15 Temmuz, iddia edildiği gibi FETÖ kalkışmasının durdurulmasının başarısı olarak kabul edilebilir bazı çevrelerde. Oysa yukarıda saydığım 22 Ağustos, 30 Ağustos, 9 Eylül ülkeyi işgal eden düşmana karşı canlarını ortaya koyan, şehit ve gazi olan insanımızın tarihin sayfalarından silinemeyecek destanıdır. Bu mücadeleler boğaz köprüsüne çıkıp, daha bıyıkları terlememiş emir kulu askeri boğazlamakla bir tutulabilir mi? Kurtuluşu taçlandıracak olan Cumhuriyetin ilanı ve kurulan yeni devletin dünyada yıldızının gittikçe parlamasıdır. Bunu gözden kaçırmayalım.

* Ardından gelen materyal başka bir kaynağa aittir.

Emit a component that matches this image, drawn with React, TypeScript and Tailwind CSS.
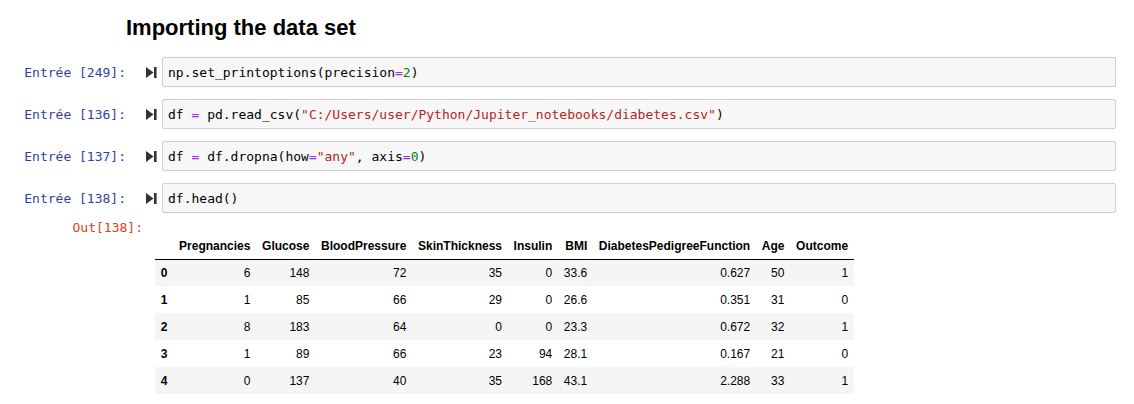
import React from "react";

const mono = "font-['DejaVu_Sans_Mono',monospace]";

function RunIcon() {
  return (
    <svg width="11" height="11" viewBox="0 0 11 11" className="block">
      <polygon points="0,0 7.6,5.5 0,11" fill="#333" />
      <rect x="8" y="0" width="2.6" height="11" fill="#333" />
    </svg>
  );
}

const Op = ({ children }: { children: React.ReactNode }) => (
  <span className="text-[#AA22FF]">{children}</span>
);
const Num = ({ children }: { children: React.ReactNode }) => (
  <span className="text-[#008800]">{children}</span>
);
const Str = ({ children }: { children: React.ReactNode }) => (
  <span className="text-[#BA2121]">{children}</span>
);

function Cell({ n, children }: { n: string; children: React.ReactNode }) {
  return (
    <div className="flex items-center h-[30px]">
      <div
        className={`${mono} w-[126px] text-right text-[13px] leading-[17px] text-[#303F9F] whitespace-pre`}
      >
        {`Entrée [${n}]:`}
      </div>
      <div className="w-[36px] flex justify-start pl-[20px]">
        <RunIcon />
      </div>
      <div
        className={`${mono} w-[954px] h-[30px] flex items-center px-[5px] bg-[#f7f7f7] border border-[#cfcfcf] rounded-[2px] text-[13px] leading-[17px] text-black whitespace-pre`}
      >
        {children}
      </div>
    </div>
  );
}

const cols = [
  "Pregnancies",
  "Glucose",
  "BloodPressure",
  "SkinThickness",
  "Insulin",
  "BMI",
  "DiabetesPedigreeFunction",
  "Age",
  "Outcome",
];

const rows = [
  ["6", "148", "72", "35", "0", "33.6", "0.627", "50", "1"],
  ["1", "85", "66", "29", "0", "26.6", "0.351", "31", "0"],
  ["8", "183", "64", "0", "0", "23.3", "0.672", "32", "1"],
  ["1", "89", "66", "23", "94", "28.1", "0.167", "21", "0"],
  ["0", "137", "40", "35", "168", "43.1", "2.288", "33", "1"],
];

export default function App() {
  return (
    <div className="w-[1134px] h-[404px] bg-white overflow-hidden">
      <h2 className="pl-[126px] pt-[15px] font-['Liberation_Sans',Arial,sans-serif] text-[22px] font-bold leading-[26px] text-black">
        Importing the data set
      </h2>
      <div className="mt-[16px] flex flex-col gap-[12px]">
        <Cell n="249">
          np.set_printoptions(precision<Op>=</Op>
          <Num>2</Num>)
        </Cell>
        <Cell n="136">
          df <Op>=</Op> pd.read_csv(
          <Str>"C:/Users/user/Python/Jupiter_notebooks/diabetes.csv"</Str>)
        </Cell>
        <Cell n="137">
          df <Op>=</Op> df.dropna(how<Op>=</Op>
          <Str>"any"</Str>, axis<Op>=</Op>
          <Num>0</Num>)
        </Cell>
        <Cell n="138">df.head()</Cell>
      </div>
      <div className="flex items-start">
        <div
          className={`${mono} w-[143px] mt-[6px] text-right text-[13px] leading-[17px] text-[#D84315] whitespace-pre`}
        >
          Out[138]:
        </div>
        <table className="ml-[12px] mt-[20px] font-['Liberation_Sans',Arial,sans-serif] text-[12px] text-black">
          <thead>
            <tr className="border-b border-black">
              <th className="h-[26px] px-[5.8px]"></th>
              {cols.map((c) => (
                <th key={c} className="h-[26px] px-[5.8px] text-right font-bold">
                  {c}
                </th>
              ))}
            </tr>
          </thead>
          <tbody>
            {rows.map((r, i) => (
              <tr key={i} className={i % 2 === 0 ? "bg-[#f5f5f5]" : "bg-white"}>
                <th className="h-[27px] px-[5.8px] text-left font-bold">{i}</th>
                {r.map((v, j) => (
                  <td key={j} className="h-[27px] px-[5.8px] text-right font-normal">
                    {v}
                  </td>
                ))}
              </tr>
            ))}
          </tbody>
        </table>
      </div>
    </div>
  );
}
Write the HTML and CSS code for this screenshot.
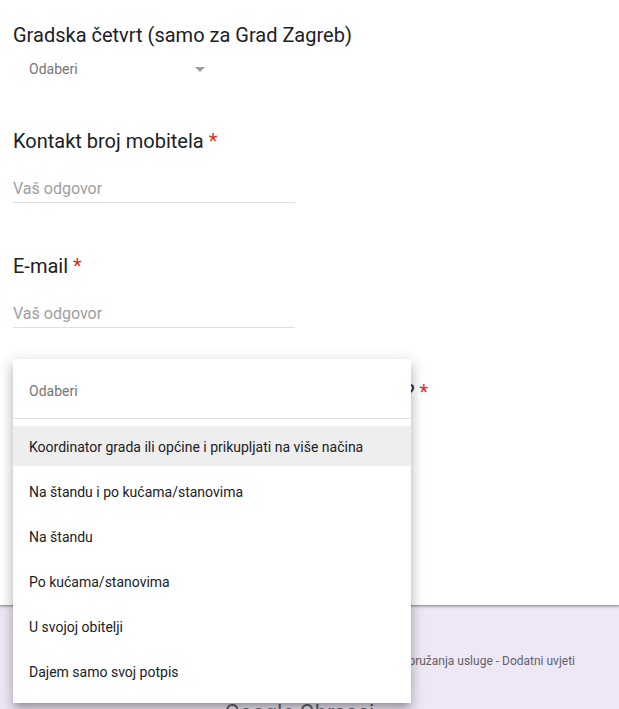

Osmanlının borçlarını ödediği gibi, onlarca fabrikayı yapan, binlerce yedek subayı Çanakkale’de şehit veren, Kurtuluştan sonra binlerce genci yurt dışında eğitime yollayıp ülke kalkınmasına doğrudan katkı yapmasını sağlayan bir Türkiye’nin çocukları olmaktan gurur duyuyoruz.
Ne istediyse alan ile “ne istedi de vermedik” diyenin savaşı kimin bayramıdır?
Ne istediyse alanın arkasında kim vardı ve kimin için aldı?
Ne istediyse veren, kimin için ve ne için verdi?
Kurtuluş Savaşımızda halkın tamamı verdi, ülke de bağımsızlığını aldı.
Keşke Yunanlılar kazansaydı diyenlere söylenecek söz yok! Bu tür adamlar her zaman var oldu ve olacak. Onlara destek olanların kimin adına destek verdiklerini sorgulamaktan uzak olduğumuz sürece onlar gündemde olacaklar, ancak ulus bilinci taşıyanlar bu ülkede her zaman güçlü olacaktır.